God is the best explanation for the existence of the human soul

First off, how do we know the soul exists?

Simply put, the soul exists if free will exists. It seems fairly self-evident that we can control our own actions. To see if you have free will, intentionally do something, anything at all. For instance, try to move your arm. Can you do it? I think I can. And the evidence (direct perceptions) would seem to indicate that we do indeed have free will. But would free will exist in a purely physical world?

If our actions are caused solely by chemical reactions in our brain, we would not be able to control our actions. Let's break it down into two basic steps:

  1. The initial inner brain state: determined by forces outside a person's control (processes that predate the brain)
  2. What the inner brain states result in: determined by forces outside a person's control (the laws of chemistry--a person has no control over what they are)

In a purely physical world, only randomness and determinism remain. Something fundamentally different is required for free will to exist; the incorporeal. If the basis of free will is necessarily incorporeal, then the basis of the self is incorporeal. Since the incorporeal essence of the self is called the soul, then if free will exists the soul must exist also. Free will obviously exists, therefore the soul does also. See also this web page for more details.

Once you have the soul, you already have the existence of the spiritual and the supernatural realm that theism predicts (making the atheistic-materialistic worldview much less plausible). Also, the existence of the soul raises a number of interesting questions. How did the soul come into being? Who or what creates the soul and inserts souls into human beings? Who or what created the system whereby the soul successfully interacts with the enormously complex arrangement of matter called the brain? Theism has a straightforward answer: the incorporeal, supernatural entity known as the soul has an incorporeal, supernatural creator. Hence, one could argue that God is the best explanation for the existence of the human soul.

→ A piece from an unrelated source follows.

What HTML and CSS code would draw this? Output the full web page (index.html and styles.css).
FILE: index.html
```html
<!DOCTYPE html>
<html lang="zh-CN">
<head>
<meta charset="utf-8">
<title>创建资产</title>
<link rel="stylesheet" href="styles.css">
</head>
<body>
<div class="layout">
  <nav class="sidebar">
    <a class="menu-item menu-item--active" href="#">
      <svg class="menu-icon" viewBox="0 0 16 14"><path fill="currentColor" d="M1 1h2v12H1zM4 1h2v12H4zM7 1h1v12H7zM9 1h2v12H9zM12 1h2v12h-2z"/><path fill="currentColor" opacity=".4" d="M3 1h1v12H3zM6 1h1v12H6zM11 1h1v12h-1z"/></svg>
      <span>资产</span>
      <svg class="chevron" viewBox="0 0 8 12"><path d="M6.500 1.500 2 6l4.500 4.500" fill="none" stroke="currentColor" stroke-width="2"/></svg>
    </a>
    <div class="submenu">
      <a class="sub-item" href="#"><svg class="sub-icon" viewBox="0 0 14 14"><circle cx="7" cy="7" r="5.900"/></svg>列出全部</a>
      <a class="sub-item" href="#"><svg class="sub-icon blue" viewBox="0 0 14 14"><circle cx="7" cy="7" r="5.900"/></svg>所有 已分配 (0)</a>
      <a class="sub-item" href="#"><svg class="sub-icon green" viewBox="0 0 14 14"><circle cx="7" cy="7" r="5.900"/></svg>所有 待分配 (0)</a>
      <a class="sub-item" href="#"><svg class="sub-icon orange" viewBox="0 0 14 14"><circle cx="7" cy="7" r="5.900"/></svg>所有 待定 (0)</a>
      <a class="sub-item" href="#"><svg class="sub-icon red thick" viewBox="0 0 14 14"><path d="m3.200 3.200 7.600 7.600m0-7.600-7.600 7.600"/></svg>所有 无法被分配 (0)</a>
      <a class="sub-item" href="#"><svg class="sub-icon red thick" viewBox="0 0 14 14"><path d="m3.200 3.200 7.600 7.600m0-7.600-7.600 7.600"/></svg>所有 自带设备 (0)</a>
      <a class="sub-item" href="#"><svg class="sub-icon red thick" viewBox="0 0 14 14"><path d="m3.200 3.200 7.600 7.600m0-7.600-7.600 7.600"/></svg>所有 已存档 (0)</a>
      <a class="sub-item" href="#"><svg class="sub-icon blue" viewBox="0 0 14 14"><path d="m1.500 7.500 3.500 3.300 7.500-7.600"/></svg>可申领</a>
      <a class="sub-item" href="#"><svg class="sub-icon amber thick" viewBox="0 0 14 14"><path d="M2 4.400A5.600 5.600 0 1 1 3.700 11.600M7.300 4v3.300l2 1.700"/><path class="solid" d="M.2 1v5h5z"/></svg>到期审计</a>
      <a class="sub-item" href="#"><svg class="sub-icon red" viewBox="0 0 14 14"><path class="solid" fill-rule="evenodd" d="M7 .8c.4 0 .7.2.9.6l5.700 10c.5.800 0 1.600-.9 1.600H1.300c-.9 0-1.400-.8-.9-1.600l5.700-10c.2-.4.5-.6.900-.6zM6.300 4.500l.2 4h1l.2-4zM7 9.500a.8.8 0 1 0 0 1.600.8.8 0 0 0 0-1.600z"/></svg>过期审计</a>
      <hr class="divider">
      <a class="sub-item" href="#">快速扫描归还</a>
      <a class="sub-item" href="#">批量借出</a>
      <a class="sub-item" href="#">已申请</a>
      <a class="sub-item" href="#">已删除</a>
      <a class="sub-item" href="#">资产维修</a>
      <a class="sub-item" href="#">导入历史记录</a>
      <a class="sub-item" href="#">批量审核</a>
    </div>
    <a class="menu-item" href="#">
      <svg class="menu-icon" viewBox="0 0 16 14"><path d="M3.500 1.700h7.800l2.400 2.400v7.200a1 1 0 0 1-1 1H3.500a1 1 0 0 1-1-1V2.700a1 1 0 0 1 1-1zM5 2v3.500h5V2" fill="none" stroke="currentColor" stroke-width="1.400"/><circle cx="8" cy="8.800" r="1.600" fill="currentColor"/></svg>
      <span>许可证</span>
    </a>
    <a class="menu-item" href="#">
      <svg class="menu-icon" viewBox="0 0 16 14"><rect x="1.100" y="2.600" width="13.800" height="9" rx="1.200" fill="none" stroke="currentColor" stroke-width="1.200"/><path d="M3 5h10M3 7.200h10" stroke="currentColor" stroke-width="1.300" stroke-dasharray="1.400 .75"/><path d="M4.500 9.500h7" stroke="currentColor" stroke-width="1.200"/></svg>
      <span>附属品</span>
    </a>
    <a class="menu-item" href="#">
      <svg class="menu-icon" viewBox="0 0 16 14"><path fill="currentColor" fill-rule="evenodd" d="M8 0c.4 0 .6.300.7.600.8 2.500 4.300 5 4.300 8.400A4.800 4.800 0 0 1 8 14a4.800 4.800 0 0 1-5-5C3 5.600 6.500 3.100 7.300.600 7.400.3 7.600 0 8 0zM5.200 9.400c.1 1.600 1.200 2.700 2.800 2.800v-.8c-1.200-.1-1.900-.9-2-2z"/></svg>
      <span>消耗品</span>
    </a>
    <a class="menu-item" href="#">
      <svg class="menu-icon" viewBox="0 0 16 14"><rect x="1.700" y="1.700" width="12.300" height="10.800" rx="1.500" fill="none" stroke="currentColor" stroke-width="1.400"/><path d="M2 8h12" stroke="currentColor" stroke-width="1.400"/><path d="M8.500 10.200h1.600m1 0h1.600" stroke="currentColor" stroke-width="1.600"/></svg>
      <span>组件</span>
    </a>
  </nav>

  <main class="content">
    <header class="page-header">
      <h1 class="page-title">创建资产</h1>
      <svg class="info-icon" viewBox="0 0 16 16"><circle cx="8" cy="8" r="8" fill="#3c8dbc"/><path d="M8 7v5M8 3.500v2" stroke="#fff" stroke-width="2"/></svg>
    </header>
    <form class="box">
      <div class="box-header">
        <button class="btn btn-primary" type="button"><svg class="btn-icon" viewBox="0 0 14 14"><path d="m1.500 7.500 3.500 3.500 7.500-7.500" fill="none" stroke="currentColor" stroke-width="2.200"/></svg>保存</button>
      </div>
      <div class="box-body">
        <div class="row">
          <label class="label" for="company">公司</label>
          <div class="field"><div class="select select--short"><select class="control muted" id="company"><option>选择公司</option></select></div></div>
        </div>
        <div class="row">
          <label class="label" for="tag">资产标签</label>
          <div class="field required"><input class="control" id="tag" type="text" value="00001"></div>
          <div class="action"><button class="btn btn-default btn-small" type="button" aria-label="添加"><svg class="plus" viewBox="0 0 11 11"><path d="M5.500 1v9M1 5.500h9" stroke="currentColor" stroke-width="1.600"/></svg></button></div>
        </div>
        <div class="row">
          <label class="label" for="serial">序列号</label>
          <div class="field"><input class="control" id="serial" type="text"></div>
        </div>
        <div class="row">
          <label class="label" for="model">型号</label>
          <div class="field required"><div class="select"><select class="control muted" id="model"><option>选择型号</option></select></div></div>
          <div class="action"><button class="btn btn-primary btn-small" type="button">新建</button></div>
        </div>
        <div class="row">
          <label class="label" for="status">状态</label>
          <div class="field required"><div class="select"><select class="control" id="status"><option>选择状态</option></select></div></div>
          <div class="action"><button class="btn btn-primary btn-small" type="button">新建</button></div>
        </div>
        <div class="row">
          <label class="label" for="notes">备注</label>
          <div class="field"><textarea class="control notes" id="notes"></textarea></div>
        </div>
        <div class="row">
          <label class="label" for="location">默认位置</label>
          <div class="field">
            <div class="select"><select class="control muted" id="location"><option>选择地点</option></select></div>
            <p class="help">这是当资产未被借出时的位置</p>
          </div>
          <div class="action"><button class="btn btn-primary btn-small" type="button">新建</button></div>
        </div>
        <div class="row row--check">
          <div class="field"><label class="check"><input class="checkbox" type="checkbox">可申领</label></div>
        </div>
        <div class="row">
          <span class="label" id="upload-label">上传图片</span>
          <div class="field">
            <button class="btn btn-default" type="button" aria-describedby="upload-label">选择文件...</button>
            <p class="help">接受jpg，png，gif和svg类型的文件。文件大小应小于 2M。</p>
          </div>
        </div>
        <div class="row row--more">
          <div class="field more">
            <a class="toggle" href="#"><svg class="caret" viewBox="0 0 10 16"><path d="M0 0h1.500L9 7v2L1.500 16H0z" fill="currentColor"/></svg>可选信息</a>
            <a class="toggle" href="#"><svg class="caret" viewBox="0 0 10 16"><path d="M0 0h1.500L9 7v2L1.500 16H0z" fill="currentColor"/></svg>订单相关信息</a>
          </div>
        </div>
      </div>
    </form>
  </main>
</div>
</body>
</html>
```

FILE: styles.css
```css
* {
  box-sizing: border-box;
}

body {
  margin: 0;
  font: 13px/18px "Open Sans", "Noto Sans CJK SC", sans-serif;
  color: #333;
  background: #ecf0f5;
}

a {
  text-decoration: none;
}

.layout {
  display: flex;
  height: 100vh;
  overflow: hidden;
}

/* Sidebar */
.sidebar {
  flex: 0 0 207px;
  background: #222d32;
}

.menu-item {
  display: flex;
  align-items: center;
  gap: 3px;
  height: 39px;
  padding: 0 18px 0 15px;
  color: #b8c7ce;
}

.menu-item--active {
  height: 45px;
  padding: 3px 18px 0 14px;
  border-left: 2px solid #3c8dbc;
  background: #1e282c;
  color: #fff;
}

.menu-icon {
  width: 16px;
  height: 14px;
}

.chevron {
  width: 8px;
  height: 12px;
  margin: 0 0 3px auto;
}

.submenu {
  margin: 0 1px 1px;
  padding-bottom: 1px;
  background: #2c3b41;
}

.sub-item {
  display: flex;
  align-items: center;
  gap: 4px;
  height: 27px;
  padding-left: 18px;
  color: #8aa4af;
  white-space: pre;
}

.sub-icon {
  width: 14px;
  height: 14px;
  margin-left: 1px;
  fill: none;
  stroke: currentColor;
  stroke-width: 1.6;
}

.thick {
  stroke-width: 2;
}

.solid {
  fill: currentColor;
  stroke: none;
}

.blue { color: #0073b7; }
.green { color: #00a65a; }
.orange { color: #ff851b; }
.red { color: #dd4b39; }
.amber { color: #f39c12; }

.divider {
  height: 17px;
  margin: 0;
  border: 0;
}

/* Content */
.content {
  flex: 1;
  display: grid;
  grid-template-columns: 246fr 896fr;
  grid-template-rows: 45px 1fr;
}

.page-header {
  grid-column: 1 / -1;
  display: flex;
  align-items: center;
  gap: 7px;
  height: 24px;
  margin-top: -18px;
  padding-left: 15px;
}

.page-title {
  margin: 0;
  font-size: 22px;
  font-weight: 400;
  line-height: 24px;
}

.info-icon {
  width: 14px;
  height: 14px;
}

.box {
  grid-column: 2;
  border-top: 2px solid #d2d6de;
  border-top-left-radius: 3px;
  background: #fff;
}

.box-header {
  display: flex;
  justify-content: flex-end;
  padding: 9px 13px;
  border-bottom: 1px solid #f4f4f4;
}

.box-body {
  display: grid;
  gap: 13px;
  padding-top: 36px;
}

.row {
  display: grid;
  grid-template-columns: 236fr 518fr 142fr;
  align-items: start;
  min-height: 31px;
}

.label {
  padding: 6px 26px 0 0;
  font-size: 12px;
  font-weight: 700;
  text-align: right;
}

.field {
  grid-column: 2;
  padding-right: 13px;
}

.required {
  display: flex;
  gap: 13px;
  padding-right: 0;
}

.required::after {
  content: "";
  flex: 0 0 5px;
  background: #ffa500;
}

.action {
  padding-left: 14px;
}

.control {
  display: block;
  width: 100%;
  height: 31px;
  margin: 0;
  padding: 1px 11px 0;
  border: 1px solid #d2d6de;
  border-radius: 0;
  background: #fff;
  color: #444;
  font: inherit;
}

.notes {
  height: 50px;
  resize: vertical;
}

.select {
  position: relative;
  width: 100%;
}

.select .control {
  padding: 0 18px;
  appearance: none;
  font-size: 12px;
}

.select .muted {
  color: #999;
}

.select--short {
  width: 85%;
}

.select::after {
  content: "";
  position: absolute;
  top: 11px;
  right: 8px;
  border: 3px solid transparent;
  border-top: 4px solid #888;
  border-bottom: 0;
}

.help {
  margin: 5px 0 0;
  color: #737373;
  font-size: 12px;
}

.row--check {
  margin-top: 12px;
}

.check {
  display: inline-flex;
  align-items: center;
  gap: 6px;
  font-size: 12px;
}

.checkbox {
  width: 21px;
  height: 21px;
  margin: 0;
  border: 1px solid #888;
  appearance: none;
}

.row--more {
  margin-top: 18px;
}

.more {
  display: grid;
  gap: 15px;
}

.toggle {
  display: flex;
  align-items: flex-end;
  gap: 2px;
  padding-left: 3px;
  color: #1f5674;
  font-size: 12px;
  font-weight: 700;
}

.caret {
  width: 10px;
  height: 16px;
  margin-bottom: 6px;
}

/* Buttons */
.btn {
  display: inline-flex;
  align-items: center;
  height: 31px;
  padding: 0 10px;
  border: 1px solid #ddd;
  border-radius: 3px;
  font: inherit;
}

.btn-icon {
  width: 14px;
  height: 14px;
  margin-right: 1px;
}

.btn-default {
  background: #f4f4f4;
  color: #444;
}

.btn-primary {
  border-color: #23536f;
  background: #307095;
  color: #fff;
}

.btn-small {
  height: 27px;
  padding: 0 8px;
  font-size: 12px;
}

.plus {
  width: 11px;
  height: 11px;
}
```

God is the best explanation for the existence of objective morality

A lot of people (like me when I was younger) intuitively accept the existence of an objective moral right and wrong but don't think about how or why it exists. This leads us into the fantastically fuzzy world of metaphysics and can get a bit complicated, but stick with me and I'll explain my favorite and perhaps most effective argument for the existence of God. You can visit this web page for a more fleshed-out version of the moral argument and responses to objections. First let’s define the terms “morality” and “objective morality.” As used here, morality is the system of rules and propositions correctly describing how one should and should not behave (e.g. one should not steal). Equivalently, morality consists of the set of behavioral commandments (e.g. thou shalt not steal) that one ought to obey. Objective morality is the idea that moral principles are valid, binding, and true independently of whether any of us think, feel, or believe them to be so.

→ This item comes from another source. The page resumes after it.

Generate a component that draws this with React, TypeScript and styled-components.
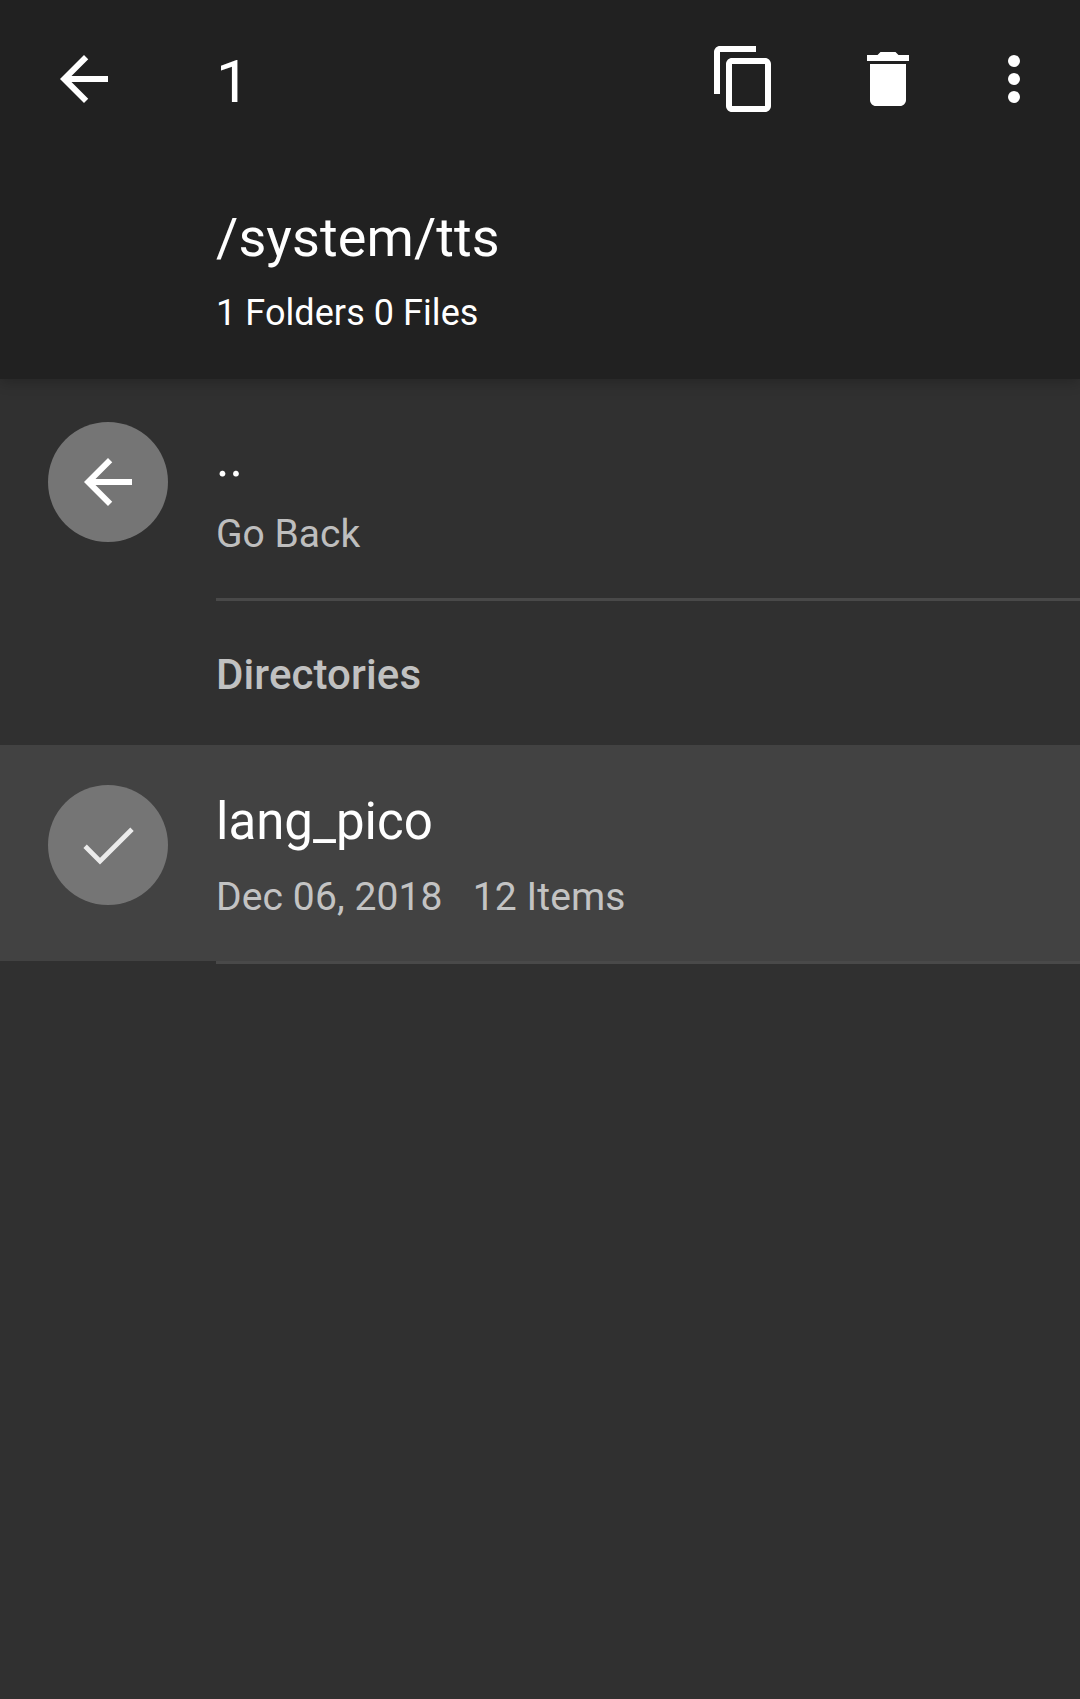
import React from "react";
import styled, { createGlobalStyle } from "styled-components";

const GlobalStyle = createGlobalStyle`
  * { box-sizing: border-box; }
  body { margin: 0; background: #303030; font-family: Roboto, "Noto Sans", sans-serif; }
`;

const Screen = styled.div`
  display: flex;
  flex-direction: column;
  min-height: 1699px;
  background: #303030;
  color: #fff;
`;

const Header = styled.header`
  height: 379px;
  background: #212121;
  box-shadow: 0 4px 12px rgba(0, 0, 0, 0.2);
`;

const Toolbar = styled.div`
  display: flex;
  align-items: center;
  height: 158px;
  padding: 0 30px 0 48px;
`;

const Icon = styled.svg`
  display: block;
  flex: none;
  width: 72px;
  height: 72px;
  fill: currentColor;
`;

const Count = styled.span`
  flex: 1;
  padding: 5px 0 0 96px;
  font-size: 60px;
  line-height: 70px;
`;

const Actions = styled.div`
  display: flex;
  gap: 72px;
`;

const Overflow = styled.div`
  margin-left: 54px;
`;

const Location = styled.div`
  padding: 44px 0 0 216px;
`;

const Path = styled.div`
  font-size: 54px;
  line-height: 72px;
  letter-spacing: 0.1px;
`;

const Summary = styled.div`
  margin-top: 15px;
  font-size: 36px;
  line-height: 48px;
  letter-spacing: 0.07px;
`;

const List = styled.main`
  display: flex;
  flex-direction: column;
  padding-top: 3px;
`;

const Row = styled.div<{ $selected?: boolean }>`
  display: flex;
  height: 216px;
  padding: 40px 0 0 48px;
  gap: 48px;
  background: ${(p) => (p.$selected ? "#424242" : "transparent")};
`;

const Avatar = styled.div`
  display: flex;
  flex: none;
  align-items: center;
  justify-content: center;
  width: 120px;
  height: 120px;
  border-radius: 50%;
  background: #757575;
`;

const Name = styled.div`
  padding-top: 7px;
  font-size: 51px;
  line-height: 60px;
`;

const Meta = styled.div`
  display: flex;
  gap: 30px;
  margin-top: 22px;
  font-size: 39px;
  line-height: 46px;
  color: rgba(255, 255, 255, 0.7);
`;

const Detail = styled.span`
  letter-spacing: 0.12px;
`;

const Divider = styled.div`
  height: 3px;
  margin-left: 216px;
  background: #494949;
`;

const Section = styled.h2`
  height: 144px;
  margin: 0;
  padding: 49px 0 0 216px;
  font-size: 42px;
  font-weight: 500;
  line-height: 50px;
  letter-spacing: 0.1px;
  color: #c1c1c1;
`;

const ArrowBack = () => (
  <Icon viewBox="0 0 24 24">
    <path d="M20 11H7.83l5.59-5.59L12 4l-8 8 8 8 1.41-1.41L7.83 13H20v-2z" />
  </Icon>
);

const Copy = () => (
  <Icon viewBox="0 0 24 24">
    <path d="M16 1H4c-1.100 0-2 .9-2 2v14h2V3h12V1zm3 4H8c-1.100 0-2 .9-2 2v14c0 1.100.9 2 2 2h11c1.100 0 2-.9 2-2V7c0-1.100-.9-2-2-2zm0 16H8V7h11v14z" />
  </Icon>
);

const Trash = () => (
  <Icon viewBox="0 0 24 24">
    <path d="M6 19c0 1.100.9 2 2 2h8c1.100 0 2-.9 2-2V7H6v12zM19 4h-3.500l-1-1h-5l-1 1H5v2h14V4z" />
  </Icon>
);

const More = () => (
  <Icon viewBox="0 0 24 24">
    <circle cx="12" cy="6" r="2" />
    <circle cx="12" cy="12" r="2" />
    <circle cx="12" cy="18" r="2" />
  </Icon>
);

const Check = () => (
  <Icon viewBox="0 0 72 72">
    <path d="M13.100 37.300L28 52.200L60 20.200" fill="none" stroke="#ebebeb" strokeWidth="4.800" />
  </Icon>
);

export default function App() {
  return (
    <Screen>
      <GlobalStyle />
      <Header>
        <Toolbar>
          <ArrowBack />
          <Count>1</Count>
          <Actions>
            <Copy />
            <Trash />
          </Actions>
          <Overflow>
            <More />
          </Overflow>
        </Toolbar>
        <Location>
          <Path>/system/tts</Path>
          <Summary>1 Folders 0 Files</Summary>
        </Location>
      </Header>
      <List>
        <Row>
          <Avatar>
            <ArrowBack />
          </Avatar>
          <div>
            <Name>..</Name>
            <Meta>
              <span>Go Back</span>
            </Meta>
          </div>
        </Row>
        <Divider />
        <Section>Directories</Section>
        <Row $selected>
          <Avatar>
            <Check />
          </Avatar>
          <div>
            <Name>lang_pico</Name>
            <Meta>
              <Detail>Dec 06, 2018</Detail>
              <Detail>12 Items</Detail>
            </Meta>
          </div>
        </Row>
        <Divider />
      </List>
    </Screen>
  );
}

This argument for the existence of God is called “the moral argument” or “the argument from morality.” Although there are a number of different ways to argue it, the general idea is that objective morality is evidence for the existence of God, and God provides the metaphysical basis for morality. Some even go so far as to say that if God did not exist, then objective morality would not exist. Why would anybody claim that? Wouldn’t we still feel that people committing genocide and rape is reprehensible even if there were no God? Of course we would. But if the immorality of such behaviors is to be an objective truth that is independent of what we think, then something besides us has to say people shouldn’t behave this way. There has to be some kind of transcendent, fundamental reality that says how we ought to behave. And this transcendent fundamental reality, one could argue, is what we call God.

The answer to the question “Who or what says how we ought to behave?” need not be a literal mouth and voice or even necessarily anything that communicates to humanity. Rather, “Who or what says how we ought to behave?” is simply asking for the foundation of morality and the source of moral principles; i.e. the entity/thing/force that lays down these moral obligations and prohibitions. If for instance the basis of morality were mathematics such that all moral principles could be derived from some mathematical proof based solely on mathematical true-by-definition statements, then the answer is “Mathematics says how we ought to behave.” According to the moral argument, God is the entity that imposes moral prohibitions and duties upon humanity, thus implying the answer is “God says how we ought to behave.”

Incidentally, why can’t ethics be like logic and mathematics? Not requiring a commander for its laws? One major difference is that theorems of math and logic are analytic truths. A truth is analytic if and only if it is “true by definition,” that is, true by virtue of the meanings involved, such as “all bachelors are unmarried” and “2 + 2 = 4.” What makes an analytic statement true is the meanings of the words it contains, but moral statements are not analytic. The statement “one ought not to rape” may indeed be true, but it is not true by definition like “hairless men have no hair” is. Also, mathematics and logic say what is, but morality says what ought to be. Who or what says how we ought to behave?

The existence of God would provide the foundation for objective morality as the sovereign metaphysical entity that everyone ought to obey, but the atheist doesn’t really have anything that would allow objective moral duties to be possible. Consider again the key question: if morality exists independently of what we think, who or what says how we ought to behave? If for instance the answer is “nothing” and there is literally nothing that says how we ought to behave, then there is also nothing that says Hitler ought to have behaved differently when he decided to slaughter millions of Jews. Something has to say how we ought to behave, whether it be God, mathematics, or whatever. Objective morality requires some type of “entity or force” that says what we should and shouldn’t do, else there wouldn’t be morality. This entity or force would require supreme authority in the sense that everyone ought to obey it. This entity or force also requires infallible authority in the sense that it cannot be mistaken about what is right (else it would not be the basis of morality when it says what is moral). God provides the source for morality as the infallible and supreme authority in the universe. Without God as the source of morality, the atheist is hard pressed to explain how objective morality exists. Indeed, many atheists agree that if God does not exist then objective moral duties do not exist (such atheists thus deny the existence of objective morality). But by this logic, if objective moral duties do exist, God probably does too.